- [RECORDED DATA]:
* * * * *

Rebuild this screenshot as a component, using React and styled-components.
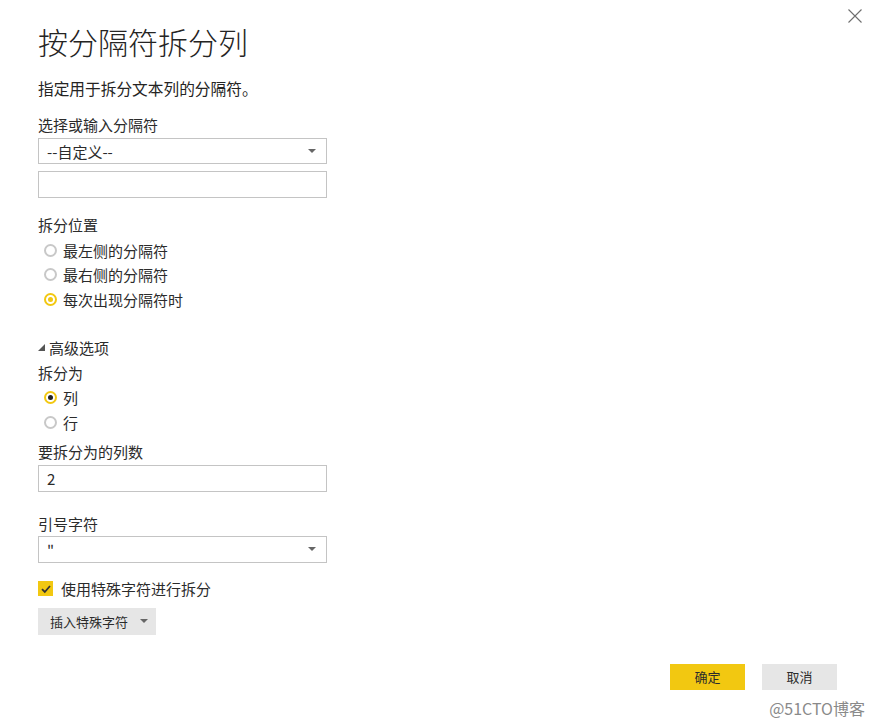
import React from 'react';
import styled, { createGlobalStyle } from 'styled-components';

const GlobalStyle = createGlobalStyle`
  body {
    margin: 0;
    background: #ffffff;
    font-family: "Noto Sans CJK SC", "Noto Sans", "Liberation Sans", sans-serif;
    color: #2b2b2b;
  }
`;

const Dialog = styled.div`
  position: relative;
  width: 874px;
  height: 728px;
  box-sizing: border-box;
  padding: 22px 37px 0 38px;
  background: #fff;
  overflow: hidden;
`;

const CloseButton = styled.button`
  position: absolute;
  top: 8px;
  right: 11px;
  width: 16px;
  height: 16px;
  padding: 0;
  border: 0;
  background: transparent;
  svg { display: block; }
`;

const Title = styled.h1`
  margin: 0;
  font-size: 30px;
  line-height: 38px;
  font-weight: 300;
  color: #252423;
`;

const Subtitle = styled.p`
  margin: 19px 0 0;
  font-size: 15.7px;
  line-height: 20px;
  color: #252423;
`;

const Label = styled.div`
  margin-top: ${p => p.$top || 0}px;
  font-size: 15px;
  line-height: 20px;
  color: #2b2b2b;
`;

const Field = styled.div`
  position: relative;
  width: 289px;
  height: ${p => p.$h || 27}px;
  margin-top: ${p => p.$top || 0}px;
  box-sizing: border-box;
  border: 1px solid #c4c4c4;
  background: #fff;
  display: flex;
  align-items: center;
  padding: 0 8px;
  font-size: 15px;
  color: #2b2b2b;
`;

const Caret = styled.span`
  margin-left: auto;
  width: 0;
  height: 0;
  border-left: 4px solid transparent;
  border-right: 4px solid transparent;
  border-top: 4px solid #666;
  margin-right: 2px;
`;

const RadioGroup = styled.div`
  margin-top: ${p => p.$top || 0}px;
  display: flex;
  flex-direction: column;
`;

const RadioRow = styled.label`
  display: flex;
  align-items: center;
  height: ${p => p.$h || 24.5}px;
  padding-left: 6px;
  gap: 6px;
  font-size: 15px;
  color: #2b2b2b;
`;

const RadioCircle = styled.span`
  width: 13px;
  height: 13px;
  box-sizing: border-box;
  border-radius: 50%;
  border: 2px solid ${p => (p.$on ? '#f2c811' : '#c8c8c8')};
  display: flex;
  align-items: center;
  justify-content: center;
  &::after {
    content: '';
    display: ${p => (p.$dot ? 'block' : 'none')};
    width: 5px;
    height: 5px;
    border-radius: 50%;
    background: ${p => p.$dot};
  }
`;

const Toggle = styled.div`
  margin-top: 26px;
  display: flex;
  align-items: center;
  gap: 4px;
  font-size: 15px;
  line-height: 20px;
  color: #2b2b2b;
`;

const CheckRow = styled.label`
  margin-top: 16px;
  display: flex;
  align-items: center;
  gap: 8px;
  height: 20px;
  font-size: 15px;
  color: #2b2b2b;
`;

const CheckBox = styled.span`
  width: 15px;
  height: 15px;
  background: #f2c811;
  display: flex;
  align-items: center;
  justify-content: center;
`;

const GrayButton = styled.button`
  height: 27px;
  border: 0;
  background: #e6e6e6;
  font-family: inherit;
  font-size: 13px;
  color: #2b2b2b;
  white-space: nowrap;
  display: flex;
  align-items: center;
  justify-content: center;
  gap: 12px;
  padding: 0 12px;
`;

const InsertButton = styled(GrayButton)`
  margin-top: 9px;
  width: 118px;
  padding: 0 10px 0 12px;
  justify-content: flex-start;
`;

const Footer = styled.div`
  margin-top: 29px;
  display: flex;
  justify-content: flex-end;
  gap: 17px;
`;

const FooterButton = styled(GrayButton)`
  width: 75px;
  height: 26px;
  padding: 0;
  background: ${p => (p.$primary ? '#f2c811' : '#e6e6e6')};
`;

const Watermark = styled.div`
  position: absolute;
  right: 9px;
  bottom: 8px;
  font-size: 16px;
  color: #8a8a8a;
`;

export default function App() {
  return (
    <>
      <GlobalStyle />
      <Dialog>
        <CloseButton aria-label="关闭">
          <svg width="16" height="16" viewBox="0 0 16 16">
            <path d="M1.5 1.5 L14.5 14.5 M14.5 1.5 L1.5 14.5" stroke="#6e6e6e" strokeWidth="1.1" />
          </svg>
        </CloseButton>

        <Title>按分隔符拆分列</Title>
        <Subtitle>指定用于拆分文本列的分隔符。</Subtitle>

        <Label $top={16}>选择或输入分隔符</Label>
        <Field $top={3} $h={26}>
          --自定义--
          <Caret />
        </Field>
        <Field $top={7} />

        <Label $top={17}>拆分位置</Label>
        <RadioGroup $top={3}>
          <RadioRow><RadioCircle />最左侧的分隔符</RadioRow>
          <RadioRow><RadioCircle />最右侧的分隔符</RadioRow>
          <RadioRow><RadioCircle $on $dot="#f2c811" />每次出现分隔符时</RadioRow>
        </RadioGroup>

        <Toggle>
          <svg width="7" height="7" viewBox="0 0 7 7">
            <polygon points="7,0 7,7 0,7" fill="#555" />
          </svg>
          高级选项
        </Toggle>
        <Label $top={5}>拆分为</Label>
        <RadioGroup $top={2}>
          <RadioRow $h={25.5}><RadioCircle $on $dot="#222" />列</RadioRow>
          <RadioRow $h={25.5}><RadioCircle />行</RadioRow>
        </RadioGroup>

        <Label $top={6}>要拆分为的列数</Label>
        <Field $top={3}>2</Field>

        <Label $top={22}>引号字符</Label>
        <Field $top={2}>
          "
          <Caret />
        </Field>

        <CheckRow>
          <CheckBox>
            <svg width="12" height="12" viewBox="0 0 12 12">
              <path d="M2 6.2 L4.8 9 L10 3" fill="none" stroke="#333" strokeWidth="1.8" />
            </svg>
          </CheckBox>
          使用特殊字符进行拆分
        </CheckRow>
        <InsertButton>
          插入特殊字符
          <Caret />
        </InsertButton>

        <Footer>
          <FooterButton $primary>确定</FooterButton>
          <FooterButton>取消</FooterButton>
        </Footer>

        <Watermark>@51CTO博客</Watermark>
      </Dialog>
    </>
  );
}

* * * * *

- [GIVEN INSTRUCTION]:
Copy the listing word for word, excluding its pictures.

- [TASK RESPONSE]:
Rebuild this screenshot as a component, using React and styled-components.
import React from 'react';
import styled, { createGlobalStyle } from 'styled-components';

const GlobalStyle = createGlobalStyle`
  body {
    margin: 0;
    background: #ffffff;
    font-family: "Noto Sans CJK SC", "Noto Sans", "Liberation Sans", sans-serif;
    color: #2b2b2b;
  }
`;

const Dialog = styled.div`
  position: relative;
  width: 874px;
  height: 728px;
  box-sizing: border-box;
  padding: 22px 37px 0 38px;
  background: #fff;
  overflow: hidden;
`;

const CloseButton = styled.button`
  position: absolute;
  top: 8px;
  right: 11px;
  width: 16px;
  height: 16px;
  padding: 0;
  border: 0;
  background: transparent;
  svg { display: block; }
`;

const Title = styled.h1`
  margin: 0;
  font-size: 30px;
  line-height: 38px;
  font-weight: 300;
  color: #252423;
`;

const Subtitle = styled.p`
  margin: 19px 0 0;
  font-size: 15.7px;
  line-height: 20px;
  color: #252423;
`;

const Label = styled.div`
  margin-top: ${p => p.$top || 0}px;
  font-size: 15px;
  line-height: 20px;
  color: #2b2b2b;
`;

const Field = styled.div`
  position: relative;
  width: 289px;
  height: ${p => p.$h || 27}px;
  margin-top: ${p => p.$top || 0}px;
  box-sizing: border-box;
  border: 1px solid #c4c4c4;
  background: #fff;
  display: flex;
  align-items: center;
  padding: 0 8px;
  font-size: 15px;
  color: #2b2b2b;
`;

const Caret = styled.span`
  margin-left: auto;
  width: 0;
  height: 0;
  border-left: 4px solid transparent;
  border-right: 4px solid transparent;
  border-top: 4px solid #666;
  margin-right: 2px;
`;

const RadioGroup = styled.div`
  margin-top: ${p => p.$top || 0}px;
  display: flex;
  flex-direction: column;
`;

const RadioRow = styled.label`
  display: flex;
  align-items: center;
  height: ${p => p.$h || 24.5}px;
  padding-left: 6px;
  gap: 6px;
  font-size: 15px;
  color: #2b2b2b;
`;

const RadioCircle = styled.span`
  width: 13px;
  height: 13px;
  box-sizing: border-box;
  border-radius: 50%;
  border: 2px solid ${p => (p.$on ? '#f2c811' : '#c8c8c8')};
  display: flex;
  align-items: center;
  justify-content: center;
  &::after {
    content: '';
    display: ${p => (p.$dot ? 'block' : 'none')};
    width: 5px;
    height: 5px;
    border-radius: 50%;
    background: ${p => p.$dot};
  }
`;

const Toggle = styled.div`
  margin-top: 26px;
  display: flex;
  align-items: center;
  gap: 4px;
  font-size: 15px;
  line-height: 20px;
  color: #2b2b2b;
`;

const CheckRow = styled.label`
  margin-top: 16px;
  display: flex;
  align-items: center;
  gap: 8px;
  height: 20px;
  font-size: 15px;
  color: #2b2b2b;
`;

const CheckBox = styled.span`
  width: 15px;
  height: 15px;
  background: #f2c811;
  display: flex;
  align-items: center;
  justify-content: center;
`;

const GrayButton = styled.button`
  height: 27px;
  border: 0;
  background: #e6e6e6;
  font-family: inherit;
  font-size: 13px;
  color: #2b2b2b;
  white-space: nowrap;
  display: flex;
  align-items: center;
  justify-content: center;
  gap: 12px;
  padding: 0 12px;
`;

const InsertButton = styled(GrayButton)`
  margin-top: 9px;
  width: 118px;
  padding: 0 10px 0 12px;
  justify-content: flex-start;
`;

const Footer = styled.div`
  margin-top: 29px;
  display: flex;
  justify-content: flex-end;
  gap: 17px;
`;

const FooterButton = styled(GrayButton)`
  width: 75px;
  height: 26px;
  padding: 0;
  background: ${p => (p.$primary ? '#f2c811' : '#e6e6e6')};
`;

const Watermark = styled.div`
  position: absolute;
  right: 9px;
  bottom: 8px;
  font-size: 16px;
  color: #8a8a8a;
`;

export default function App() {
  return (
    <>
      <GlobalStyle />
      <Dialog>
        <CloseButton aria-label="关闭">
          <svg width="16" height="16" viewBox="0 0 16 16">
            <path d="M1.5 1.5 L14.5 14.5 M14.5 1.5 L1.5 14.5" stroke="#6e6e6e" strokeWidth="1.1" />
          </svg>
        </CloseButton>

        <Title>按分隔符拆分列</Title>
        <Subtitle>指定用于拆分文本列的分隔符。</Subtitle>

        <Label $top={16}>选择或输入分隔符</Label>
        <Field $top={3} $h={26}>
          --自定义--
          <Caret />
        </Field>
        <Field $top={7} />

        <Label $top={17}>拆分位置</Label>
        <RadioGroup $top={3}>
          <RadioRow><RadioCircle />最左侧的分隔符</RadioRow>
          <RadioRow><RadioCircle />最右侧的分隔符</RadioRow>
          <RadioRow><RadioCircle $on $dot="#f2c811" />每次出现分隔符时</RadioRow>
        </RadioGroup>

        <Toggle>
          <svg width="7" height="7" viewBox="0 0 7 7">
            <polygon points="7,0 7,7 0,7" fill="#555" />
          </svg>
          高级选项
        </Toggle>
        <Label $top={5}>拆分为</Label>
        <RadioGroup $top={2}>
          <RadioRow $h={25.5}><RadioCircle $on $dot="#222" />列</RadioRow>
          <RadioRow $h={25.5}><RadioCircle />行</RadioRow>
        </RadioGroup>

        <Label $top={6}>要拆分为的列数</Label>
        <Field $top={3}>2</Field>

        <Label $top={22}>引号字符</Label>
        <Field $top={2}>
          "
          <Caret />
        </Field>

        <CheckRow>
          <CheckBox>
            <svg width="12" height="12" viewBox="0 0 12 12">
              <path d="M2 6.2 L4.8 9 L10 3" fill="none" stroke="#333" strokeWidth="1.8" />
            </svg>
          </CheckBox>
          使用特殊字符进行拆分
        </CheckRow>
        <InsertButton>
          插入特殊字符
          <Caret />
        </InsertButton>

        <Footer>
          <FooterButton $primary>确定</FooterButton>
          <FooterButton>取消</FooterButton>
        </Footer>

        <Watermark>@51CTO博客</Watermark>
      </Dialog>
    </>
  );
}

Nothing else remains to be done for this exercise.